Her ability to summon rich and detailed worlds by hand prompted him to begin drawing and painting on his own. His public school had no art program, so he practiced drawing faces and figures from magazines, comics, and album covers. Bynum left the south to attend the Maryland Institute College of Art in 1988.
There, he explored the techniques of alla prima painting and drawing figures, portraits, and landscapes. He later shifted to narrative themes, using collage as a way to iterate quickly. The traditional approaches of working directly from life, married with modernist techniques of experimentation and subjective experience, were key factors in Bynum’s artistic development.
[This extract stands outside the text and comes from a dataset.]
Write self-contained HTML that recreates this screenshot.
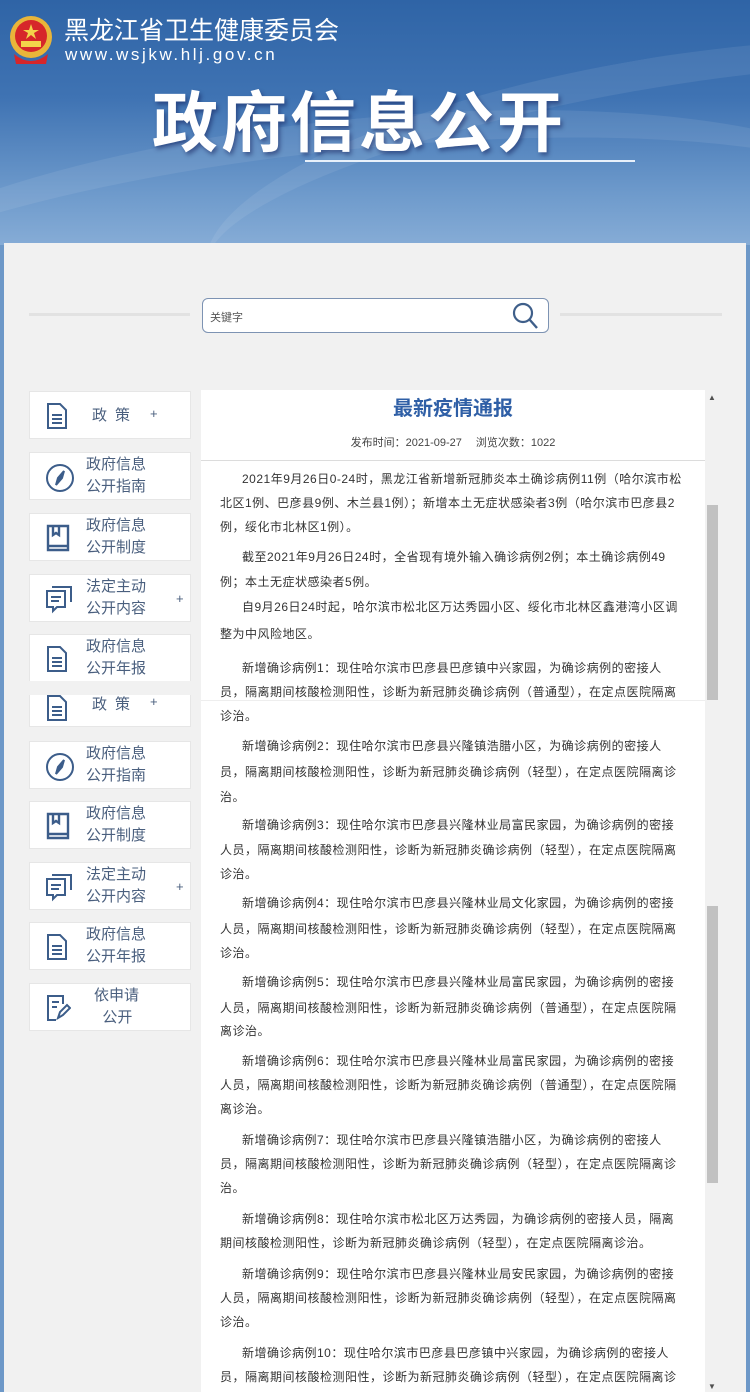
<!DOCTYPE html>
<html><head><meta charset="utf-8">
<style>
*{margin:0;padding:0;box-sizing:border-box}
body{width:750px;height:1392px;overflow:hidden;position:relative;font-family:"Liberation Sans","Noto Sans CJK SC",sans-serif;background:#6d98c8}
.hdr{position:absolute;left:0;top:0;width:750px;height:245px;background:linear-gradient(180deg,#2f64a6 0%,#3f73b3 40%,#6f9bcc 80%,#86acd6 100%);overflow:hidden}
.sw{position:absolute;border-radius:50%;border-top:30px solid rgba(255,255,255,.08)}
.panel{position:absolute;left:4px;top:243px;width:742px;height:1149px;background:#f1f1f1}
.ab{position:absolute}
.item{position:absolute;left:29px;width:162px;height:48px;background:#fff;border:1px solid #e6e6e6;color:#4a5f7e;font-size:15px;line-height:22px}
.item svg{position:absolute;left:15px;top:10px}
.item .t{position:absolute;left:56px;top:1px}
.item .p{position:absolute;left:146px;top:13px;font-size:13px}
.ln{position:absolute;white-space:nowrap;font-size:12px;letter-spacing:.5px;color:#333;height:18px;line-height:18px}
</style></head><body>
<div class="hdr">
 <div class="sw" style="left:-200px;top:120px;width:1100px;height:300px;transform:rotate(-6deg)"></div>
 <div class="sw" style="left:200px;top:60px;width:900px;height:260px;transform:rotate(-10deg)"></div>
 <svg class="ab" style="left:8px;top:14px" width="46" height="52" viewBox="0 0 46 52"><circle cx="23" cy="23" r="21" fill="#e9b53a"/><circle cx="23" cy="22" r="16" fill="#d6262a"/><polygon points="23,10 25,16 31,16 26,19 28,25 23,21 18,25 20,19 15,16 21,16" fill="#f3d34a"/><rect x="13" y="27" width="20" height="6" fill="#f3d34a"/><path d="M6 40 Q23 54 40 40 L38 50 L8 50Z" fill="#d6262a"/></svg>
 <div class="ab" style="left:64px;top:14px;color:#fff;font-size:25px;line-height:30px;font-family:'Noto Sans CJK SC',sans-serif">黑龙江省卫生健康委员会</div>
 <div class="ab" style="left:65px;top:45px;color:#fff;font-size:17px;letter-spacing:2.6px;line-height:20px">www.wsjkw.hlj.gov.cn</div>
 <div class="ab" style="left:152px;top:78px;color:#fff;font-size:66px;font-weight:bold;letter-spacing:3px;line-height:80px;text-shadow:2px 3px 4px rgba(0,0,60,.4);font-family:'Noto Sans CJK SC',sans-serif">政府信息公开</div>
 <div class="ab" style="left:305px;top:160px;width:330px;height:2px;background:#e8f0fa"></div>
</div>
<div class="panel"></div>
<div class="ab" style="left:29px;top:313px;width:161px;height:3px;background:#e2e2e2"></div>
<div class="ab" style="left:560px;top:313px;width:162px;height:3px;background:#e2e2e2"></div>
<div class="ab" style="left:202px;top:298px;width:347px;height:35px;background:#fff;border:1px solid #7d93b3;border-radius:6px;font-size:11px;color:#555;padding:10px 0 0 7px">关键字</div>
<svg class="ab" style="left:510px;top:301px" width="30" height="30" viewBox="0 0 30 30"><circle cx="13" cy="12" r="9" fill="none" stroke="#3f5f8a" stroke-width="2.2"/><line x1="19.5" y1="18.5" x2="27" y2="27" stroke="#3f5f8a" stroke-width="2.4"/></svg>

<div class="ab" style="left:201px;top:390px;width:504px;height:1002px;background:#fff"></div>
<div class="ab" style="left:201px;top:460px;width:504px;height:1px;background:#dcdcdc"></div>
<div class="ab" style="left:201px;top:700px;width:504px;height:1px;background:#eee"></div>
<div class="ab" style="left:201px;top:393px;width:504px;text-align:center;color:#2f5fa6;font-size:20px;font-weight:bold;line-height:28px;font-family:'Noto Sans CJK SC',sans-serif">最新疫情通报</div>
<div class="ab" style="left:201px;top:435px;width:504px;text-align:center;color:#444;font-size:11px;line-height:16px">发布时间：2021-09-27　 浏览次数：1022</div>
<div class="ab" style="left:706px;top:390px;width:12px;height:1002px;background:#f1f1f1"></div>
<div class="ab" style="left:707px;top:505px;width:11px;height:195px;background:#c1c1c1"></div>
<div class="ab" style="left:707px;top:906px;width:11px;height:277px;background:#c1c1c1"></div>
<div class="ab" style="left:708px;top:393px;font-size:8px;color:#505050">▲</div>
<div class="ab" style="left:708px;top:1382px;font-size:8px;color:#505050">▼</div>

<div class="item" style="top:391px"><svg width="24" height="28" viewBox="0 0 24 28" fill="none" stroke="#3c5d8a" stroke-width="2"><path d="M3 2h12l6 6v18H3z"/><path d="M7 13h10M7 17h10M7 21h10"/></svg><div class="t" style="left:62px;top:13px;letter-spacing:8px">政策</div><div class="p" style="left:120px;top:11px">+</div></div>
<div class="item" style="top:452px"><svg width="30" height="30" viewBox="0 0 30 30" fill="none" stroke="#3c5d8a" stroke-width="2"><circle cx="15" cy="15" r="13"/><path d="M19 8l-6 7-2 7 6-7z" fill="#3c5d8a"/></svg><div class="t">政府信息<br>公开指南</div></div>
<div class="item" style="top:513px"><svg width="26" height="28" viewBox="0 0 26 28" fill="none" stroke="#3c5d8a" stroke-width="2.4"><path d="M3 2h20v24H3z"/><path d="M8 2v9l3-2 3 2V2"/><path d="M3 22h20"/></svg><div class="t">政府信息<br>公开制度</div></div>
<div class="item" style="top:574px"><svg width="28" height="30" viewBox="0 0 28 30" fill="none" stroke="#3c5d8a" stroke-width="2"><path d="M2 6h18v16h-8l-4 4v-4H2z"/><path d="M7 2h19v15"/><path d="M6 12h10M6 16h8"/></svg><div class="t">法定主动<br>公开内容</div><div class="p">+</div></div>
<div class="item" style="top:634px"><svg width="24" height="28" viewBox="0 0 24 28" fill="none" stroke="#3c5d8a" stroke-width="2"><path d="M3 2h12l6 6v18H3z"/><path d="M7 13h10M7 17h10M7 21h10"/></svg><div class="t">政府信息<br>公开年报</div></div>
<div class="item" style="top:680px;height:47px;border-top:none"><svg width="24" height="28" viewBox="0 0 24 28" fill="none" stroke="#3c5d8a" stroke-width="2" style="top:14px"><path d="M3 2h12l6 6v18H3z"/><path d="M7 13h10M7 17h10M7 21h10"/></svg><div class="t" style="left:62px;top:14px;letter-spacing:8px">政策</div><div class="p" style="left:120px;top:11px">+</div></div>
<div class="ab" style="left:4px;top:681px;width:197px;height:14px;background:#f1f1f1"></div>
<div class="item" style="top:741px"><svg width="30" height="30" viewBox="0 0 30 30" fill="none" stroke="#3c5d8a" stroke-width="2"><circle cx="15" cy="15" r="13"/><path d="M19 8l-6 7-2 7 6-7z" fill="#3c5d8a"/></svg><div class="t">政府信息<br>公开指南</div></div>
<div class="item" style="top:801px"><svg width="26" height="28" viewBox="0 0 26 28" fill="none" stroke="#3c5d8a" stroke-width="2.4"><path d="M3 2h20v24H3z"/><path d="M8 2v9l3-2 3 2V2"/><path d="M3 22h20"/></svg><div class="t">政府信息<br>公开制度</div></div>
<div class="item" style="top:862px"><svg width="28" height="30" viewBox="0 0 28 30" fill="none" stroke="#3c5d8a" stroke-width="2"><path d="M2 6h18v16h-8l-4 4v-4H2z"/><path d="M7 2h19v15"/><path d="M6 12h10M6 16h8"/></svg><div class="t">法定主动<br>公开内容</div><div class="p">+</div></div>
<div class="item" style="top:922px"><svg width="24" height="28" viewBox="0 0 24 28" fill="none" stroke="#3c5d8a" stroke-width="2"><path d="M3 2h12l6 6v18H3z"/><path d="M7 13h10M7 17h10M7 21h10"/></svg><div class="t">政府信息<br>公开年报</div></div>
<div class="item" style="top:983px"><svg width="26" height="28" viewBox="0 0 26 28" fill="none" stroke="#3c5d8a" stroke-width="2"><path d="M18 10V2H3v24h8"/><path d="M7 8h7M7 13h5"/><path d="M13 24l2-6 7-7 3 3-7 7z"/></svg><div class="t" style="left:64px">依申请<br>&nbsp;&nbsp;公开</div></div>

<div class="ln" style="left:242px;top:470px">2021年9月26日0-24时，黑龙江省新增新冠肺炎本土确诊病例11例（哈尔滨市松</div>
<div class="ln" style="left:220px;top:494px">北区1例、巴彦县9例、木兰县1例）；新增本土无症状感染者3例（哈尔滨市巴彦县2</div>
<div class="ln" style="left:220px;top:518px">例，绥化市北林区1例）。</div>
<div class="ln" style="left:242px;top:548px">截至2021年9月26日24时，全省现有境外输入确诊病例2例；本土确诊病例49</div>
<div class="ln" style="left:220px;top:573px">例；本土无症状感染者5例。</div>
<div class="ln" style="left:242px;top:598px">自9月26日24时起，哈尔滨市松北区万达秀园小区、绥化市北林区鑫港湾小区调</div>
<div class="ln" style="left:220px;top:625px">整为中风险地区。</div>
<div class="ln" style="left:242px;top:659px">新增确诊病例1：现住哈尔滨市巴彦县巴彦镇中兴家园，为确诊病例的密接人</div>
<div class="ln" style="left:220px;top:683px">员，隔离期间核酸检测阳性，诊断为新冠肺炎确诊病例（普通型），在定点医院隔离</div>
<div class="ln" style="left:220px;top:707px">诊治。</div>

<div class="ln" style="left:242px;top:737px">新增确诊病例2：现住哈尔滨市巴彦县兴隆镇浩腊小区，为确诊病例的密接人</div>
<div class="ln" style="left:220px;top:763px">员，隔离期间核酸检测阳性，诊断为新冠肺炎确诊病例（轻型），在定点医院隔离诊</div>
<div class="ln" style="left:220px;top:788px">治。</div>
<div class="ln" style="left:242px;top:816px">新增确诊病例3：现住哈尔滨市巴彦县兴隆林业局富民家园，为确诊病例的密接</div>
<div class="ln" style="left:220px;top:841px">人员，隔离期间核酸检测阳性，诊断为新冠肺炎确诊病例（轻型），在定点医院隔离</div>
<div class="ln" style="left:220px;top:865px">诊治。</div>
<div class="ln" style="left:242px;top:894px">新增确诊病例4：现住哈尔滨市巴彦县兴隆林业局文化家园，为确诊病例的密接</div>
<div class="ln" style="left:220px;top:920px">人员，隔离期间核酸检测阳性，诊断为新冠肺炎确诊病例（轻型），在定点医院隔离</div>
<div class="ln" style="left:220px;top:944px">诊治。</div>
<div class="ln" style="left:242px;top:973px">新增确诊病例5：现住哈尔滨市巴彦县兴隆林业局富民家园，为确诊病例的密接</div>
<div class="ln" style="left:220px;top:999px">人员，隔离期间核酸检测阳性，诊断为新冠肺炎确诊病例（普通型），在定点医院隔</div>
<div class="ln" style="left:220px;top:1022px">离诊治。</div>
<div class="ln" style="left:242px;top:1052px">新增确诊病例6：现住哈尔滨市巴彦县兴隆林业局富民家园，为确诊病例的密接</div>
<div class="ln" style="left:220px;top:1076px">人员，隔离期间核酸检测阳性，诊断为新冠肺炎确诊病例（普通型），在定点医院隔</div>
<div class="ln" style="left:220px;top:1100px">离诊治。</div>
<div class="ln" style="left:242px;top:1131px">新增确诊病例7：现住哈尔滨市巴彦县兴隆镇浩腊小区，为确诊病例的密接人</div>
<div class="ln" style="left:220px;top:1155px">员，隔离期间核酸检测阳性，诊断为新冠肺炎确诊病例（轻型），在定点医院隔离诊</div>
<div class="ln" style="left:220px;top:1179px">治。</div>
<div class="ln" style="left:242px;top:1210px">新增确诊病例8：现住哈尔滨市松北区万达秀园，为确诊病例的密接人员，隔离</div>
<div class="ln" style="left:220px;top:1234px">期间核酸检测阳性，诊断为新冠肺炎确诊病例（轻型），在定点医院隔离诊治。</div>
<div class="ln" style="left:242px;top:1265px">新增确诊病例9：现住哈尔滨市巴彦县兴隆林业局安民家园，为确诊病例的密接</div>
<div class="ln" style="left:220px;top:1289px">人员，隔离期间核酸检测阳性，诊断为新冠肺炎确诊病例（轻型），在定点医院隔离</div>
<div class="ln" style="left:220px;top:1313px">诊治。</div>
<div class="ln" style="left:242px;top:1344px">新增确诊病例10：现住哈尔滨市巴彦县巴彦镇中兴家园，为确诊病例的密接人</div>
<div class="ln" style="left:220px;top:1368px">员，隔离期间核酸检测阳性，诊断为新冠肺炎确诊病例（轻型），在定点医院隔离诊</div>
</body></html>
In 1997, Bynum received his Master’s Degree from Bowling Green University. His thesis exhibit—a body of large-scale works of backyard scenes featuring brides, photographers, and Baltimore row-houses—revealed a mature stylistic identity. The scenes were colorful, visually dense moments that contained enigmatic narratives that continued to appear in his work in the following years.
The technological shift happening around the internet and the sudden availability of affordable video cameras shifted Bynum’s focus onto filmmaking in the mid-2000’s. He created his own production company, Shine Creative, specializing in innovative, narrative short films for brands.